As an app or sim, things are being a bit sticky but the sim seems to be doing alright for me; I need Steve to check it out but he's gone off and lost intrest apparently.
Comment by Steve Bavin (pondlife) - Friday, 10 June 2011, 06:00 GMT
Hi Mike, I'm very much still interested but away from home for a couple of days. Will test as soon as I get back.
Comment by Michael Sevakis (MikeS) - Friday, 10 June 2011, 17:55 GMT
Sorry, I was just doing a bit of cynical trolling. :-)

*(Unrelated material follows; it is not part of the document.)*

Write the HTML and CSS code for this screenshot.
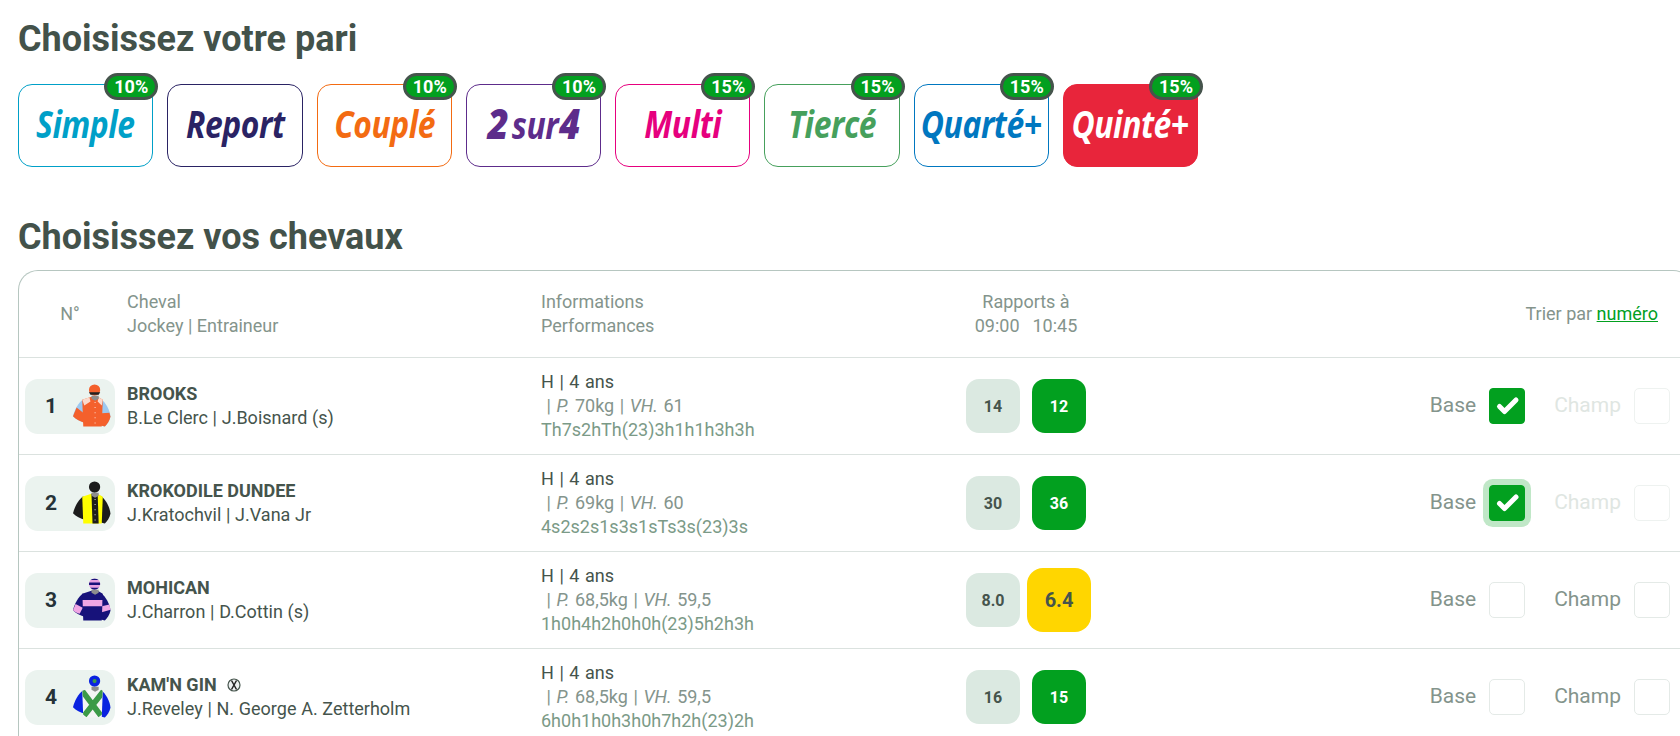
FILE: index.html
```html
<!DOCTYPE html>
<html lang="fr">
<head>
<meta charset="utf-8">
<title>Choisissez votre pari</title>
<link rel="stylesheet" href="styles.css">
</head>
<body>
<svg class="defs" width="0" height="0" aria-hidden="true">
  <defs>
    <clipPath id="body-clip"><path d="M9 15 18 12h6l5 3-1 26H10z"/></clipPath>
    <clipPath id="cap-clip"><circle cx="21" cy="5.500" r="5.500"/></clipPath>
  </defs>
</svg>
<main class="page">
  <h1 class="title">Choisissez votre pari</h1>
  <div class="bets">
    <a class="bet bet-simple"><span class="bet-name">Simple</span><span class="promo">10%</span></a>
    <a class="bet bet-report"><span class="bet-name">Report</span></a>
    <a class="bet bet-couple"><span class="bet-name">Couplé</span><span class="promo">10%</span></a>
    <a class="bet bet-2sur4"><span class="bet-name"><span class="digit">2</span><span class="sur">sur</span><span class="digit">4</span></span><span class="promo">10%</span></a>
    <a class="bet bet-multi"><span class="bet-name">Multi</span><span class="promo">15%</span></a>
    <a class="bet bet-tierce"><span class="bet-name">Tiercé</span><span class="promo">15%</span></a>
    <a class="bet bet-quarte"><span class="bet-name">Quarté+</span><span class="promo">15%</span></a>
    <a class="bet bet-quinte"><span class="bet-name">Quinté+</span><span class="promo">15%</span></a>
  </div>
  <h2 class="title title-second">Choisissez vos chevaux</h2>
  <section class="table">
    <div class="row head">
      <div class="h-num">N°</div>
      <div>Cheval<br>Jockey | Entraineur</div>
      <div>Informations<br>Performances</div>
      <div class="h-odds">Rapports à<br><span class="h-times"><span>09:00</span><span>10:45</span></span></div>
      <div class="h-sort">Trier par <a class="sort-link">numéro</a></div>
    </div>

    <div class="row">
      <div class="num"><span class="num-n">1</span>
        <svg class="jersey" viewBox="0 0 37 42">
          <circle cx="21" cy="5.500" r="5.500" fill="#f4602c"/><path d="M15.500 7.500h11l-1.500 2.500h-8z" fill="#222"/>
          <path d="M10 14.500C5 18 1.500 25 0 31c3 3.500 7 5 12 6.500l2-8z" fill="#9dc8f0"/>
          <path d="M3.500 22.500 0 31c3 3.500 7 5 12 6.500l1-7.500z" fill="#f4602c"/>
          <path d="M27 14c5 4 9 11 9.500 17.500-1 4-3 7-5.500 9.500l-4-1z" fill="#9dc8f0"/>
          <path d="M35.500 27.500l1 4c-1 4-3 7-5.500 9.500l-4-1 1-12z" fill="#f4602c"/>
          <path d="M9 15 18 12h6l5 3-1 26H10z" fill="#f4602c"/>
          <path d="M9 15l7-2.500 1 4-6 4zM29 15l-4-2.500-1 4 4 4z" fill="#fbd9cc"/>
          <path d="M21.500 17v22" stroke="#fbd9cc" stroke-width="1" stroke-dasharray="1 4" fill="none"/>
          <path d="M18 11h7v3l-3.500 2-3.500-2z" fill="#8d8d8d"/>
        </svg>
      </div>
      <div class="who"><strong>BROOKS</strong><span>B.Le Clerc | J.Boisnard (s)</span></div>
      <div class="info"><span>H | 4 ans</span><span class="muted"> | <i>P.</i> 70kg | <i>VH.</i> 61</span><span class="perf">Th7s2hTh(23)3h1h1h3h3h</span></div>
      <div class="odds"><span class="odd">14</span><span class="odd odd-up">12</span></div>
      <div class="picks">
        <label class="pick"><span class="pick-text">Base</span><span class="box box-on"><svg viewBox="0 0 36 36"><path d="M10.500 18.500l5 5L27 12" class="tick"/></svg></span></label>
        <label class="pick pick-off"><span class="pick-text">Champ</span><span class="box"></span></label>
      </div>
    </div>

    <div class="row">
      <div class="num"><span class="num-n">2</span>
        <svg class="jersey" viewBox="0 0 37 42">
          <circle cx="21" cy="5.500" r="5.500" fill="#1c1c1c"/>
          <path d="M10 14.500C5 18 1.500 25 0 31c3 3.500 7 5 12 6.500l2-8z" fill="#1c1c1c"/>
          <path d="M27 14c5 4 9 11 9.500 17.500-1 4-3 7-5.500 9.500l-4-1z" fill="#1c1c1c"/>
          <path d="M9 15 18 12h6l5 3-1 26H10z" fill="#ffff00"/>
          <path d="M18 12h6l1 29h-6z" fill="#1c1c1c"/>
          <path d="M21.500 17v22" stroke="#cfcfcf" stroke-width="1" stroke-dasharray="1 4" fill="none"/>
          <path d="M18 11h7v3l-3.500 2-3.500-2z" fill="#8d8d8d"/>
        </svg>
      </div>
      <div class="who"><strong>KROKODILE DUNDEE</strong><span>J.Kratochvil | J.Vana Jr</span></div>
      <div class="info"><span>H | 4 ans</span><span class="muted"> | <i>P.</i> 69kg | <i>VH.</i> 60</span><span class="perf">4s2s2s1s3s1sTs3s(23)3s</span></div>
      <div class="odds"><span class="odd">30</span><span class="odd odd-up">36</span></div>
      <div class="picks">
        <label class="pick"><span class="pick-text">Base</span><span class="box box-on box-focus"><svg viewBox="0 0 36 36"><path d="M10.500 18.500l5 5L27 12" class="tick"/></svg></span></label>
        <label class="pick pick-off"><span class="pick-text">Champ</span><span class="box"></span></label>
      </div>
    </div>

    <div class="row">
      <div class="num"><span class="num-n">3</span>
        <svg class="jersey" viewBox="0 0 37 42">
          <circle cx="21" cy="5.500" r="5.500" fill="#e6a0e0"/>
          <g clip-path="url(#cap-clip)"><path d="M15 0h12v1.500H15zM15 4h12v2.500H15zM15 9h12v3H15z" fill="#17127a"/></g>
          <path d="M10 14.500C5 18 1.500 25 0 31c3 3.500 7 5 12 6.500l2-8z" fill="#17127a"/>
          <path d="M2.500 25 0 31c2 2 4 3 6.500 3.500l3-6z" fill="#f0a6e4"/>
          <path d="M27 14c5 4 9 11 9.500 17.500-1 4-3 7-5.500 9.500l-4-1z" fill="#17127a"/>
          <path d="M28 27l7.500-1.500 1 5-8.500 2.500z" fill="#f0a6e4"/>
          <path d="M9 15 18 12h6l5 3-1 26H10z" fill="#17127a"/>
          <path d="M8 21h23l-1 6H8z" fill="#f0a6e4" clip-path="url(#body-clip)"/>
          <path d="M18 11h7v3l-3.500 2-3.500-2z" fill="#8d8d8d"/>
        </svg>
      </div>
      <div class="who"><strong>MOHICAN</strong><span>J.Charron | D.Cottin (s)</span></div>
      <div class="info"><span>H | 4 ans</span><span class="muted"> | <i>P.</i> 68,5kg | <i>VH.</i> 59,5</span><span class="perf">1h0h4h2h0h0h(23)5h2h3h</span></div>
      <div class="odds"><span class="odd">8.0</span><span class="odd odd-hot">6.4</span></div>
      <div class="picks">
        <label class="pick"><span class="pick-text">Base</span><span class="box"></span></label>
        <label class="pick"><span class="pick-text">Champ</span><span class="box"></span></label>
      </div>
    </div>

    <div class="row">
      <div class="num"><span class="num-n">4</span>
        <svg class="jersey" viewBox="0 0 37 42">
          <circle cx="21" cy="5.500" r="5.500" fill="#0a22e0"/><circle cx="21" cy="5.500" r="2" fill="#3c9a48"/>
          <path d="M10 14.500C5 18 1.500 25 0 31c3 3.500 7 5 12 6.500l2-8z" fill="#0a22e0"/>
          <path d="M27 14c5 4 9 11 9.500 17.500-1 4-3 7-5.500 9.500l-4-1z" fill="#0a22e0"/>
          <path d="M9 15 18 12h6l5 3-1 26H10z" fill="#f4f4f4"/>
          <path d="M9 15 27 39M30 15 11 39" stroke="#3c9a48" stroke-width="5.500" clip-path="url(#body-clip)" fill="none"/>
          <path d="M18 11h7v3l-3.500 2-3.500-2z" fill="#8d8d8d"/>
        </svg>
      </div>
      <div class="who"><strong>KAM'N GIN<svg class="blinkers" viewBox="0 0 14 14"><circle cx="7" cy="7" r="6" class="blink-ring"/><path d="M4.500 2.500 9.500 11.500M9.500 2.500 4.500 11.500" class="blink-x"/></svg></strong><span>J.Reveley | N. George A. Zetterholm</span></div>
      <div class="info"><span>H | 4 ans</span><span class="muted"> | <i>P.</i> 68,5kg | <i>VH.</i> 59,5</span><span class="perf">6h0h1h0h3h0h7h2h(23)2h</span></div>
      <div class="odds"><span class="odd">16</span><span class="odd odd-up">15</span></div>
      <div class="picks">
        <label class="pick"><span class="pick-text">Base</span><span class="box"></span></label>
        <label class="pick"><span class="pick-text">Champ</span><span class="box"></span></label>
      </div>
    </div>
  </section>
</main>
</body>
</html>
```

FILE: styles.css
```css
* { box-sizing: border-box; }
html, body { margin: 0; height: 736px; overflow: hidden; background: #fff; }
body { font-family: Roboto, "Liberation Sans", sans-serif; color: #45544c; }
.defs { display: block; height: 0; }
.page { padding: 0 0 0 18px; width: 1693px; }

.title { margin: 0; font-size: 36px; line-height: 40px; font-weight: 700; color: #43524a; }
.page > .title:first-child { padding-top: 19px; }
.title-second { margin-top: 50px; }

.bets { display: flex; gap: 14px; margin-top: 25px; }
.bet { position: relative; width: 135.250px; height: 83px; border: 1px solid currentColor; border-radius: 14px;
  display: flex; align-items: center; justify-content: center; padding-bottom: 4px; }
.bet-name { display: inline-block; transform: scaleX(.86); font-family: "Open Sans", sans-serif; font-size: 37px; line-height: 40px;
  font-weight: 700; font-style: italic; white-space: nowrap; letter-spacing: -.5px; }
.digit { font-size: 1.150em; font-weight: 800; line-height: 1; }
.sur { margin: 0 1px 0 4px; }
.bet-simple { color: #00a0c8; }
.bet-report { color: #2a2364; }
.bet-couple { color: #f36b12; }
.bet-2sur4 { color: #5d2c8b; }
.bet-multi { color: #e6007e; }
.bet-tierce { color: #46a05c; }
.bet-quarte { color: #0077c0; }
.bet-quinte { color: #fff; background: #e8253b; border-color: #e8253b; }
.promo { position: absolute; top: -12px; right: -6px; width: 54px; height: 27px; border: 3px solid #45544c;
  border-radius: 14px; background: #02a01f; color: #fff; font: 700 18px/21px Roboto, sans-serif; text-align: center; }

.table { margin-top: 13px; border: 1px solid #b6c6c0; border-bottom: 0; border-radius: 20px 20px 0 0; }
.row { display: grid; grid-template-columns: 108px 414px 425px 120px 1fr; align-items: center; height: 97px; border-top: 1px solid #dbe2df; }
.head { height: 86px; border-top: 0; font-size: 18px; line-height: 24px; color: #84948c; }
.h-num { text-align: center; padding-right: 6px; }
.h-odds { text-align: center; }
.h-times { display: flex; justify-content: center; gap: 13px; }
.h-sort { text-align: right; padding-right: 34px; }
.sort-link { color: #02a01f; text-decoration: underline; }

.num { margin-left: 6px; width: 90px; height: 55px; border-radius: 13px; background: #ebf3ef; display: flex; align-items: center; justify-content: space-between; padding: 0 4px 0 20px; }
.num-n { font-size: 21px; font-weight: 700; color: #263238; }
.jersey { width: 38px; height: 44px; display: block; }

.who, .info { display: flex; flex-direction: column; font-size: 18px; line-height: 24px; white-space: pre-wrap; }
.info { word-spacing: 1.100px; }
.who { word-spacing: .25px; }
.who strong { font-size: 18px; color: #45544c; word-spacing: 0; }
.blinkers { width: 14px; height: 14px; margin-left: 10px; vertical-align: -1px; }
.blink-ring { fill: #eceff0; stroke: #45544c; stroke-width: 1.200; }
.blink-x { stroke: #222; stroke-width: 1.500; fill: none; }
.muted { color: #84948c; }
.perf { color: #7b9a87; }

.odds { display: flex; align-items: center; gap: 12px; }
.odd { flex: none; width: 54px; height: 54px; border-radius: 13px; background: #dbe9e1; display: flex; align-items: center; justify-content: center; font-size: 16px; font-weight: 700; color: #45544c; }
.odd-up { background: #02a01f; color: #fff; }
.odd-hot { width: 64px; height: 64px; margin-left: -5px; border-radius: 16px; background: #ffd600; font-size: 20px; }

.picks { display: flex; justify-content: flex-end; gap: 29px; padding-right: 22px; }
.pick { display: flex; align-items: center; gap: 13px; font-size: 21px; color: #84948c; white-space: nowrap; }
.pick-text { margin-top: -2px; }
.pick-off { color: #dfe6e2; }
.box { display: block; width: 36px; height: 36px; border: 1px solid #e4eae7; border-radius: 5px; background: #fff; }
.pick-off .box { border-color: #eef2f0; }
.box-on { background: #02a01f; border-color: #02a01f; border-radius: 4px; }
.box-on svg { display: block; width: 36px; height: 36px; margin: -1px; }
.box-focus { box-shadow: 0 0 0 6px rgba(2, 160, 31, .25); }
.tick { fill: none; stroke: #fff; stroke-width: 5; stroke-linecap: round; stroke-linejoin: round; }
```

Still, I would very much appreciate testing testing testing (thank you in advance!) with the other app builds too and samsung-based iPods/Meizu (why do those drivers double-buffer at a low level anyway?). Wouldn't mind getting this in for 3.9 to get rid of some ancient limitations and bugs but I guess time is running short.
Comment by Michael Sevakis (MikeS) - Sunday, 12 June 2011, 06:49 GMT
Correct use of ALIGN_CHANNEL on the function parameters (not channel data) when first starting channel and remove code for an impossible case when unpausing (channel in paused state cannot have reached 0 bytes remaining, so no need to care about it).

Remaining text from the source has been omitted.